Developer could not use land title indiscriminately
Nallini, who sat with Chief Judge of Malaya Datuk Mohamad Zabidin Mohd Diah and Federal Court judge Datuk Rhodzhariah Bujang, further reminded that a development on hilly land and steep slopes is of great significance as it is intrinsically related to sustainable development in the context of environmental law.
“It brings to the fore the need for a holistic approach in decision making in relation to property development, particularly on hill land and steep slopes as notwithstanding legislation in this regard, sustainability of development has not necessarily been ensured.
“The governance of property development requires constant vigilance and a holistic approach in decision making by the relevant authorities,” she added.
In this case, Nallini noted that developer Sunway cannot shield itself from the application of the TCPA and Land Conservation Act (LCA) for the reason that the subject land was a first grade freehold title without any restriction of land use.
“Possession of land title does not give the owner of the land a blank cheque to do whatever he or she pleases with the land. This would have the potential of allowing for unsustainable development outside the purview of the TPCA and the LCA.
“This in turn would defeat the very object and purpose of both the TCPA and LCA, and hence negate the intent of Parliament in enacting those statutes,” she warned.
Nallini further said the structure plan stipulates a general prohibition against development on hilly land or slopes which applies to this land.
However, part of the subject land was zoned for housing or low-density housing under the policy plan.
“This is in direct conflict with the provisions of the structure plan. If a local plan had been drafted and approved, it would have to conform to the structure plan pursuant to Section 15(5) of the TCPA, and if there was any inconsistency between a local plan and structure plan, there is a specific statutory procedure in the TCPA to deal with such an inconsistency.”
She added the structure plan has statutory force and requires compliance and this in effect limits the scope of the State Planning Committee’s power.
Nallini said directives cannot be issued when it contravenes the structure plan.

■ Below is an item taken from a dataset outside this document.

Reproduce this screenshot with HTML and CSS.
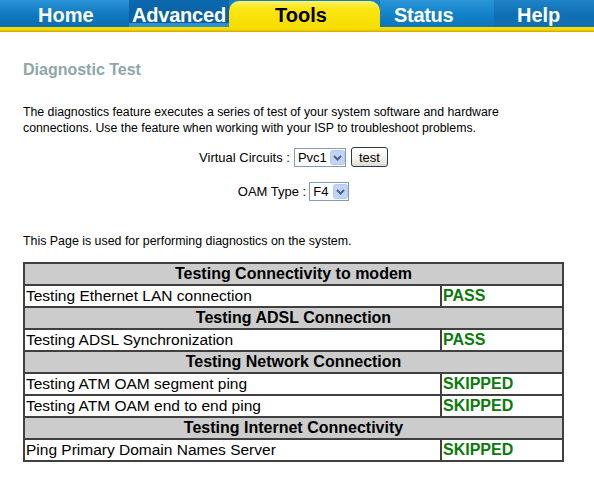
FILE: index.html
```html
<!DOCTYPE html>
<html>
<head>
<meta charset="utf-8">
<title>Diagnostic Test</title>
<link rel="stylesheet" href="styles.css">
</head>
<body>
<div class="nav">
  <div class="tabs">
    <a class="tab home">Home</a>
    <a class="tab adv">Advanced</a>
    <a class="tab tools">Tools</a>
    <a class="tab status">Status</a>
    <a class="tab help">Help</a>
  </div>
  <div class="strip"></div>
</div>
<div class="content">
  <h1 class="title">Diagnostic Test</h1>
  <p class="intro">The diagnostics feature executes a series of test of your system software and hardware connections. Use the feature when working with your ISP to troubleshoot problems.</p>
  <div class="form-row">
    <label class="lbl">Virtual Circuits :</label>
    <span class="select vc">
      <select><option>Pvc1</option></select>
      <svg class="arrow" viewBox="0 0 15 15" width="15" height="15"><rect x="0.5" y="0.5" width="14" height="14" rx="2" fill="#c1d3fb" stroke="#b5c8f2"/><path d="M4 6 L7.5 9.5 L11 6" fill="none" stroke="#4d6185" stroke-width="2"/></svg>
    </span>
    <button class="btn">test</button>
  </div>
  <div class="form-row oam">
    <label class="lbl">OAM Type :</label>
    <span class="select ft">
      <select><option>F4</option></select>
      <svg class="arrow" viewBox="0 0 15 15" width="15" height="15"><rect x="0.5" y="0.5" width="14" height="14" rx="2" fill="#c1d3fb" stroke="#b5c8f2"/><path d="M4 6 L7.5 9.5 L11 6" fill="none" stroke="#4d6185" stroke-width="2"/></svg>
    </span>
  </div>
  <p class="note">This Page is used for performing diagnostics on the system.</p>
  <table class="diag">
    <colgroup><col class="c1"><col class="c2"></colgroup>
    <tr><th colspan="2">Testing Connectivity to modem</th></tr>
    <tr><td>Testing Ethernet LAN connection</td><td class="res">PASS</td></tr>
    <tr><th colspan="2">Testing ADSL Connection</th></tr>
    <tr><td>Testing ADSL Synchronization</td><td class="res">PASS</td></tr>
    <tr><th colspan="2">Testing Network Connection</th></tr>
    <tr><td>Testing ATM OAM segment ping</td><td class="res">SKIPPED</td></tr>
    <tr><td>Testing ATM OAM end to end ping</td><td class="res">SKIPPED</td></tr>
    <tr><th colspan="2">Testing Internet Connectivity</th></tr>
    <tr><td>Ping Primary Domain Names Server</td><td class="res">SKIPPED</td></tr>
  </table>
</div>
</body>
</html>
```
FILE: styles.css
```css
html, body {
  margin: 0;
  padding: 0;
  background: #ffffff;
  font-family: "Liberation Sans", Arial, sans-serif;
  color: #000;
}

.nav {
  display: flex;
  flex-direction: column;
  width: 594px;
}
.tabs {
  display: flex;
  height: 27px;
  background: #1580c6;
}
.tab {
  display: block;
  height: 27px;
  box-sizing: border-box;
  font-family: "Liberation Sans", Arial, sans-serif;
  font-weight: bold;
  font-size: 20px;
  line-height: 30px;
  color: #ffffff;
  white-space: nowrap;
  text-decoration: none;
}
.home {
  width: 129px;
  padding-left: 38px;
  background: linear-gradient(#2a94d6, #0f78bf 55%, #0b6fb4);
}
.adv {
  width: 100px;
  padding-left: 3px;
  background: linear-gradient(#0b68ad, #0a5e9f 85%, #2e8fd0 86%);
  letter-spacing: -0.2px;
}
.tools {
  width: 151px;
  padding-left: 46px;
  color: #000;
  background: linear-gradient(#fff36a, #fbe612 30%, #f6de00);
  border-radius: 10px 10px 0 0;
  margin-top: 1px;
  height: 26px;
  line-height: 29px;
}
.status {
  width: 114px;
  padding-left: 14px;
  background: linear-gradient(#2b96d8, #1181c8 55%, #0c76bd);
  letter-spacing: -0.3px;
}
.help {
  width: 100px;
  padding-left: 23px;
  background: linear-gradient(#1e83c8, #0f6fb4 55%, #136fb3);
}
.strip {
  height: 5px;
  background: linear-gradient(#f8e200, #f1d500 60%, #c9a400);
}

.content {
  margin-left: 23px;
  width: 541px;
}
.title {
  margin: 29px 0 0;
  font-size: 16px;
  line-height: 18px;
  font-weight: bold;
  color: #8ea6a9;
}
.intro {
  margin: 25px 0 0;
  font-size: 12.3px;
  line-height: 16px;
}
.form-row {
  display: flex;
  justify-content: center;
  align-items: center;
  height: 20px;
  margin-top: 11px;
  font-size: 13px;
}
.form-row.oam {
  margin-top: 14px;
}
.lbl {
  margin-right: 4px;
}
.oam .lbl {
  margin-right: 3px;
}
.select {
  position: relative;
  display: inline-block;
  height: 19px;
}
.select select {
  appearance: none;
  -webkit-appearance: none;
  box-sizing: border-box;
  height: 19px;
  margin: 0;
  border: 1px solid #7f9db9;
  border-radius: 0;
  background: #fff;
  font-family: "Liberation Sans", Arial, sans-serif;
  font-size: 13px;
  color: #000;
  padding: 0 0 0 3px;
}
.vc select { width: 52px; }
.ft select { width: 40px; }
.arrow {
  position: absolute;
  right: 1px;
  top: 2px;
  pointer-events: none;
}
.btn {
  box-sizing: border-box;
  width: 37px;
  height: 20px;
  margin-left: 5px;
  padding: 0;
  border: 1px solid #2a3a4a;
  border-radius: 3px;
  background: linear-gradient(#ffffff, #f3f2ec 60%, #dedbcc);
  font-family: "Liberation Sans", Arial, sans-serif;
  font-size: 13px;
  color: #000;
}
.note {
  margin: 32px 0 0;
  font-size: 12.4px;
  line-height: 16px;
}
.diag {
  margin-top: 13px;
  width: 541px;
  border-collapse: separate;
  border-spacing: 0;
  border: 1px solid #404040;
  table-layout: fixed;
}
.c1 { width: 417px; }
.c2 { width: 122px; }
.diag th, .diag td {
  border: 1px solid #404040;
  padding: 0 1px;
  box-sizing: border-box;
  line-height: 18px;
}
.diag th {
  height: 22px;
  background: #cccccc;
  font-size: 16px;
  font-weight: bold;
  text-align: center;
}
.diag td {
  height: 22px;
  font-size: 15.5px;
  text-align: left;
  background: #fff;
}
.diag td.res {
  color: #0a7a0a;
  font-weight: bold;
  font-size: 16px;
}
```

Local authorities need to comply with TCPA provisions
“The structure plan provides that, even where a proposed development constitutes a ‘special project’, there are still conditions that need to be met. After the local authority decided that the application falls under ‘special projects’, the application is to be referred to the State Planning Committee for their approval.
“It is then that the State Planning Committee is under a duty pursuant to Section 22(2A) of the TCPA to request from the NPPC its advice on the application submitted,” she said.

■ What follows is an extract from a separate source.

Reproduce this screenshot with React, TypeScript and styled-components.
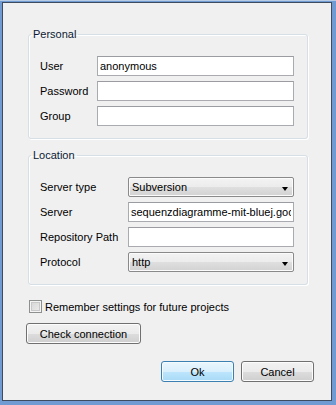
import React from 'react';
import styled, {createGlobalStyle} from 'styled-components';

const GlobalStyle = createGlobalStyle`
  html, body {
    margin: 0;
    padding: 0;
    background: #6f9ad2;
  }
  body {
    font-family: "Liberation Sans", Arial, sans-serif;
    font-size: 11px;
    color: #000;
  }
`

const Frame = styled.div`
  width: 336px;
  height: 405px;
  box-sizing: border-box;
  padding: 1px 4px 4px 2px;
  background: #6f9ad2;
  border-top: 1px solid #b8cbe4;
  display: flex;
`

const Dialog = styled.div`
  flex: 1;
  display: flex;
  flex-direction: column;
  background: #f0f0f0;
  border: 1px solid #3e4c60;
  padding: 25px 17px 0 23px;
`

const Group = styled.fieldset`
  margin: 0 6px 0 2px;
  padding: 15px 13px 12px 11px;
  border: 1px solid #d5dfe5;
  border-radius: 3px;
  box-shadow: inset 1px 1px 0 #fff, 1px 1px 0 #fff;
  display: grid;
  grid-template-columns: ${p => p.$labelWidth}px 1fr;
  row-gap: 5px;
  align-items: center;

  & + & {
    margin-top: 10px;
  }
`

const Legend = styled.legend`
  margin-left: -9px;
  padding: 0 2px;
  line-height: 13px;
  color: #0b1a33;
`

const Label = styled.label`
  white-space: nowrap;
`

const TextField = styled.input`
  box-sizing: border-box;
  height: 20px;
  width: 100%;
  margin: 0;
  padding: 0 2px;
  border: 1px solid #a9abb0;
  border-top-color: #9a9ca2;
  background: #fff;
  font: inherit;
  color: #000;
  outline: none;
`

const Combo = styled.div`
  box-sizing: border-box;
  height: 20px;
  display: flex;
  align-items: center;
  justify-content: space-between;
  padding: 0 5px 0 3px;
  border: 1px solid #8a8a8a;
  border-radius: 2px;
  background: linear-gradient(#f3f3f3 0%, #ececec 50%, #dfdfdf 51%, #d2d2d2 100%);
  box-shadow: inset 0 0 0 1px #fbfbfb;
`

const Arrow = styled.span`
  width: 0;
  height: 0;
  margin-top: 3px;
  border-left: 3.5px solid transparent;
  border-right: 3.5px solid transparent;
  border-top: 4px solid #000;
`

const CheckRow = styled.label`
  display: flex;
  align-items: center;
  gap: 3px;
  margin: 15px 0 0 3px;
`

const CheckBox = styled.span`
  box-sizing: border-box;
  width: 13px;
  height: 13px;
  border: 1px solid #8e8f8f;
  background: linear-gradient(135deg, #d4d4d4 0%, #eeeeee 100%);
  box-shadow: inset 0 0 0 1px #f4f4f4, inset 0 0 0 2px #c8c8c8;
`

const Button = styled.button`
  box-sizing: border-box;
  height: 21px;
  width: ${p => p.$width}px;
  margin: 0;
  padding: 0;
  font: inherit;
  color: #000;
  border-radius: 3px;
  border: 1px solid ${p => p.$primary ? '#3c7fb1' : '#707070'};
  background: ${p => p.$primary
    ? 'linear-gradient(#eaf6fd 0%, #d9f0fc 50%, #bee6fd 51%, #a7d9f5 100%)'
    : 'linear-gradient(#f2f2f2 0%, #ebebeb 50%, #dddddd 51%, #cfcfcf 100%)'};
  box-shadow: inset 0 0 0 1px ${p => p.$primary ? '#f4fbfe' : '#fcfcfc'};
`

const CheckButtonRow = styled.div`
  margin-top: 10px;
`

const Footer = styled.div`
  display: flex;
  justify-content: flex-end;
  gap: 7px;
  margin-top: 17px;
`

const App = () => {
    return (
        <>
            <GlobalStyle/>
            <Frame>
                <Dialog>
                    <Group $labelWidth={57}>
                        <Legend>Personal</Legend>
                        <Label>User</Label>
                        <TextField readOnly value="anonymous"/>
                        <Label>Password</Label>
                        <TextField readOnly type="password" value=""/>
                        <Label>Group</Label>
                        <TextField readOnly value=""/>
                    </Group>
                    <Group $labelWidth={88}>
                        <Legend>Location</Legend>
                        <Label>Server type</Label>
                        <Combo>Subversion<Arrow/></Combo>
                        <Label>Server</Label>
                        <TextField readOnly value="sequenzdiagramme-mit-bluej.googlecode.com/svn"/>
                        <Label>Repository Path</Label>
                        <TextField readOnly value=""/>
                        <Label>Protocol</Label>
                        <Combo>http<Arrow/></Combo>
                    </Group>
                    <CheckRow>
                        <CheckBox/>
                        Remember settings for future projects
                    </CheckRow>
                    <CheckButtonRow>
                        <Button $width={115}>Check connection</Button>
                    </CheckButtonRow>
                    <Footer>
                        <Button $primary $width={73}>Ok</Button>
                        <Button $width={73}>Cancel</Button>
                    </Footer>
                </Dialog>
            </Frame>
        </>
    );
};

export default App;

Nallini said the local authority, as the entity responsible for the issuance of planning approval, has a duty to comply with the provisions of the TCPA.
She added when Section 22(2A) is read contextually, it follows that it refers to the direction given by the State Planning Committee, if any, within the context of the material factors to be taken into account in deciding on planning approval.

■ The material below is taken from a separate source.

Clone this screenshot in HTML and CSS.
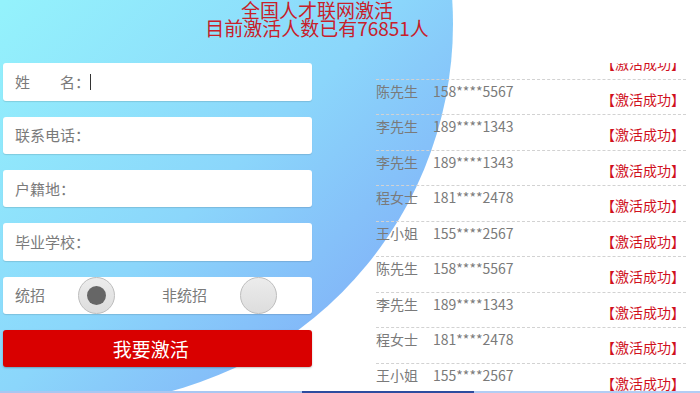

“It envisages a directive that is in complete compliance with, and within the scope of the TCPA, taken as a whole,” she said.
“For the foregoing reasons, we conclude that the local authority’s approval of Sunway’s application for planning permission is ultra vires (beyond the power) and void. The High Court and Court of Appeal erred in law in upholding the decision of the local authority to grant planning approval. For the reasons set out in the judgment, these appeals are allowed.”
The court ordered Sunway and the Penang City Council to pay RM150,000 costs each to the Sungai Ara residents.
The residents were represented by Datuk Dr Gurdial Singh Nijar, while Christina Siew appeared for Sunway and Karin Lim for the city council.